The default (master clear) allocation is 19, which provides registers R0 through R9 and R.0 through R.9 available to the user.
Of course,

19 f DIM (i)
will also accomplish this.

-- KS


#9

Karl - Many thanks!! That was the solution.

g MEM showed "1 64 0-0"

Once I had set it back to 19, everything came back like an old friend.

Thanks also to everyone else who scratched their heads and provided inputs on this one.

It is a warning to what can happen when you wait too long to buy new batteries and then change them at the store.

It is 7:30am on Friday and I can now go and finish my job here.

As an FYI... I bought my 15C just after finishing university around 1987 in Plymouth, England with my first pay check. It had been a dream to own one through the preceding years of study when I really could have done with the functions - I am an electronics engineer (communication systems) - but life on a student budget didn't allow it.

Unfortunately, maybe like so many of us, I don't find a use for all the wonderful functions it offers on a regular basis, but when I whip it out at a customer site, it still generates ooo's and ahh's of appreciation with the older ones, while the younger ones cannot believe that something older than they are is capable of so many functions!

Very much appreciated!!

Chris


#10

Chris --

Quote:
Karl - Many thanks!! That was the solution.

Very much appreciated!!


Certainly; my pleasure.

Quote:
As an FYI... I bought my 15C just after finishing university around 1987 in Plymouth, England with my first pay check. It had been a dream to own one through the preceding years of study when I really could have done with the functions - I am an electronics engineer (communication systems) - but life on a student budget didn't allow it.

My "history" is similar in a way, but also quite different.

I bought my HP-15C in November 1983 from a university bookstore in the USA, shortly after a scholarship with $100 monthly stipend took effect. The $109 purchase price consumed the stipend, but the calc was well worth the price.
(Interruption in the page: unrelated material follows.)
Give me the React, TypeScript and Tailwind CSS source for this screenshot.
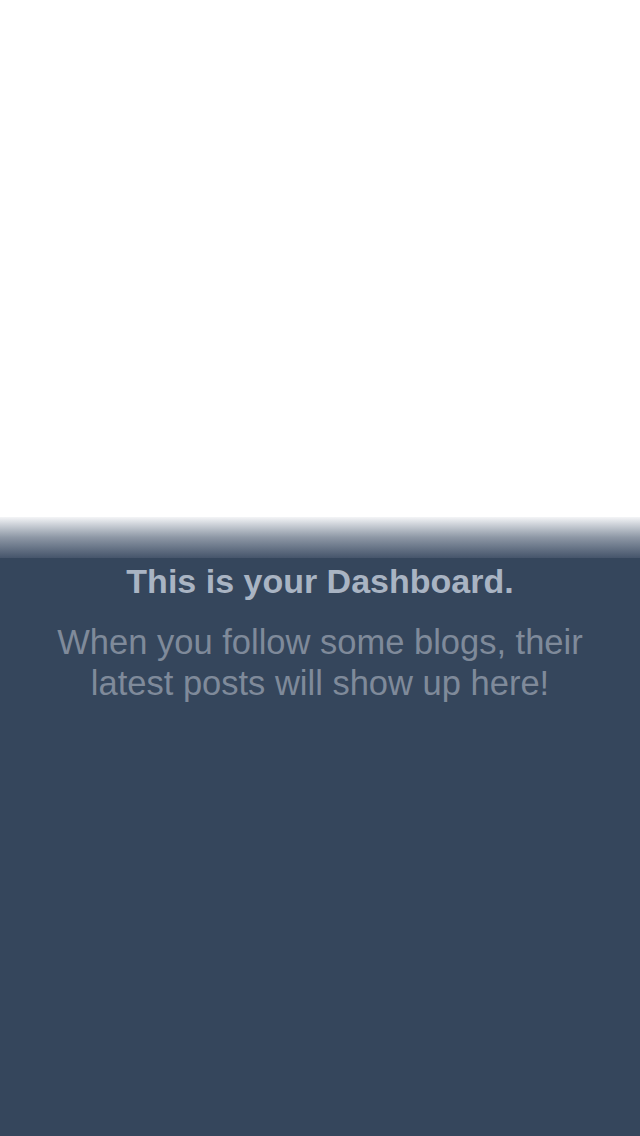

However, I've heard that prices in foreign markets for HP calculators were quite a bit higher, which might explain the "student budget" comment.

Quote:
Unfortunately, maybe like so many of us, I don't find a use for all the wonderful functions it offers on a regular basis, but when I whip it out at a customer site, it still generates ooo's and ahh's of appreciation with the older ones, while the younger ones cannot believe that something older than they are is capable of so many functions!

I consider the HP-15C to be a hallmark of product-engineering excellence. Here's a link made aware to me by today's respondent to a post of mine from yesterday:

http://www.hpl.hp.com/hpjournal/pdfs/IssuePDFs/1983-05.pdf

Check out the articles starting on page 25 (HP-15C), and on page 36 (HP-16C).

References 1 and 2 of the HP-15C article are also relevant articles in Hewlett-Packard Journal that you can download from the same HP site.

-- KS

#11

Hello Christopher,

Ever have any dealings with Micron Technology? I work for them in Boise, Idaho.